Here’s their story about Ed Johnson and his questionable side venture as a Republican consultant. It doesn’t add much to what we already know, but it does get some local reaction, including from Johnson’s boss, Harris County Tax Assessor Leo Vasquez.
Leo Vasquez, Harris County tax assessor-collector and voter registrar, issued a statement that dismissed complaints that Johnson’s job, which can include approving or rejecting voter applications, conflicts with his side business.
“Ed Johnson is an honorable man,” Vasquez said. “It is slanderous and absolutely reprehensible to suggest without evidence that he is involved in inappropriate activity with regard to voter registration in Harris County.”
Vasquez’s spokesman, Fred King, said Johnson has been in this type of business since the mid-1990s, so his involvement in voter registration data was no secret.

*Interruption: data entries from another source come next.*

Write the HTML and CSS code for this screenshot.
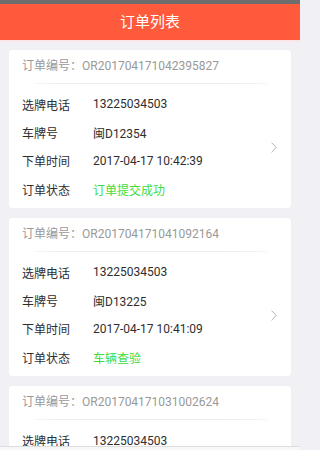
FILE: index.html
```html
<!DOCTYPE html>
<html lang="zh-CN">
<head>
<meta charset="utf-8">
<title>订单列表</title>
<link rel="stylesheet" href="styles.css">
</head>
<body>
<div class="page">
<div class="statusbar"></div>
<header class="navbar">订单列表</header>
<div class="navshadow"></div>
<main class="list">
  <section class="card">
    <div class="card-head">订单编号：OR201704171042395827</div>
    <div class="divider"></div>
    <div class="card-body">
      <div class="rows">
        <div class="row"><span class="label">选牌电话</span><span class="value">13225034503</span></div>
        <div class="row"><span class="label">车牌号</span><span class="value">闽D12354</span></div>
        <div class="row"><span class="label">下单时间</span><span class="value">2017-04-17 10:42:39</span></div>
        <div class="row"><span class="label">订单状态</span><span class="value status">订单提交成功</span></div>
      </div>
      <svg class="chev" width="6" height="11" viewBox="0 0 6 11"><path d="M0.6 0.6 L5.2 5.5 L0.6 10.4" fill="none" stroke="#b5b5b5" stroke-width="1"/></svg>
    </div>
  </section>
  <section class="card">
    <div class="card-head">订单编号：OR201704171041092164</div>
    <div class="divider"></div>
    <div class="card-body">
      <div class="rows">
        <div class="row"><span class="label">选牌电话</span><span class="value">13225034503</span></div>
        <div class="row"><span class="label">车牌号</span><span class="value">闽D13225</span></div>
        <div class="row"><span class="label">下单时间</span><span class="value">2017-04-17 10:41:09</span></div>
        <div class="row"><span class="label">订单状态</span><span class="value status">车辆查验</span></div>
      </div>
      <svg class="chev" width="6" height="11" viewBox="0 0 6 11"><path d="M0.6 0.6 L5.2 5.5 L0.6 10.4" fill="none" stroke="#b5b5b5" stroke-width="1"/></svg>
    </div>
  </section>
  <section class="card">
    <div class="card-head">订单编号：OR201704171031002624</div>
    <div class="divider"></div>
    <div class="card-body">
      <div class="rows">
        <div class="row"><span class="label">选牌电话</span><span class="value">13225034503</span></div>
        <div class="row"><span class="label">车牌号</span><span class="value">闽D13226</span></div>
        <div class="row"><span class="label">下单时间</span><span class="value">2017-04-17 10:31:00</span></div>
        <div class="row"><span class="label">订单状态</span><span class="value status">订单提交成功</span></div>
      </div>
      <svg class="chev" width="6" height="11" viewBox="0 0 6 11"><path d="M0.6 0.6 L5.2 5.5 L0.6 10.4" fill="none" stroke="#b5b5b5" stroke-width="1"/></svg>
    </div>
  </section>
</main>
<div class="tabbar"></div>
</div>
</body>
</html>
```
FILE: styles.css
```css
html, body {
  margin: 0;
  padding: 0;
}
body {
  background: #f1f1f5;
  font-family: Roboto, "Noto Sans CJK SC", sans-serif;
  color: #333;
  overflow: hidden;
}
.page {
  width: 300px;
  height: 450px;
  overflow: hidden;
  position: relative;
  background: #f1f1f5;
}
.statusbar {
  height: 4px;
  background: #6e6e6e;
}
.navbar {
  height: 36px;
  background: #fe5a3b;
  color: #fff;
  font-size: 15px;
  line-height: 36px;
  text-align: center;
}
.navshadow {
  height: 2px;
  background: #f9e6e6;
}
.list {
  padding: 8px 9px 0;
  display: flex;
  flex-direction: column;
  gap: 10px;
}
.card {
  background: #fff;
  border-radius: 3px;
  box-shadow: 0 0 1px rgba(0,0,0,0.06);
}
.card-head {
  height: 33px;
  line-height: 33px;
  padding-left: 13px;
  font-size: 12px;
  color: #999;
}
.divider {
  height: 1px;
  margin: 0 24px 0 26px;
  background: linear-gradient(to right, #f4f4f4, #ececec 20%, #ececec 80%, #f4f4f4);
}
.card-body {
  display: flex;
  align-items: center;
  padding: 6px 14px 5px 13px;
}
.rows {
  flex: 1;
  display: flex;
  flex-direction: column;
}
.row {
  height: 28.3px;
  display: flex;
  align-items: center;
  font-size: 12px;
}
.label {
  width: 71px;
  color: #2e2e2e;
}
.value {
  color: #2e2e2e;
}
.status {
  color: #3fdc3f;
}
.chev {
  display: block;
  margin-top: 1px;
}
.tabbar {
  position: absolute;
  left: 0;
  right: 0;
  bottom: 0;
  height: 3px;
  background: #f7f7f7;
  border-top: 1px solid #dedede;
}
```
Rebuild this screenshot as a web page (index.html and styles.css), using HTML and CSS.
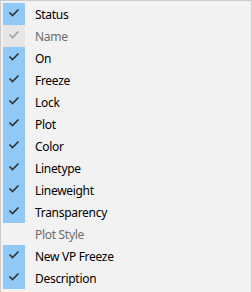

“His knowledge of compiling lists and his programming expertise are the reasons Paul Bettencourt (Vasquez’s predecessor) hired him,” King said. “Vasquez may have heard of Ed’s outside business before taking office since many candidates and campaign workers knew of it.”
If it weren’t for the fact that Bettencourt did so much, especially in recent years, to politicize the Tax Assessor’s office, Johnson’s moonlighting might not be a big deal. If it weren’t for the fact that there had been so many complaints, especially last year, about the way voter registration forms and provisional ballots were being handled, Johnson’s moonlighting might not be a big deal. If it weren’t for the fact that Johnson had spent so much time parroting Republican fairy tales about the need for voter ID legislation in testimony before the Lege, Johnson’s moonlighting might not be a big deal. Put it all together, though, and you come to the inescapable conclusion that Johnson’s moonlighting is in fact a big deal. Vasquez needs to get his head out of the sand about it.
Though it should be noted that he’s not the only Republican elected official doing the ostrich thing:
Harris County District Attorney Pat Lykos’ campaign paid more than $7,000 last year to CDS. She said late Wednesday her campaign hired CDS for targeted campaign mailers but she did not know about Johnson’s job with the county.
She insisted she saw no compromise of the elections office’s mission.
“I saw no conflict,” Lykos said.
So if it turns out that one of your ADAs has a side gig with a jury consultant who does a lot of work for criminal defense attorneys, that’ll be all right with you, Pat? I’m just checking.
Just wait till they look at his emails over the last few years.
I bet they will find one telling a secretary that he wants to lick her right ear or something.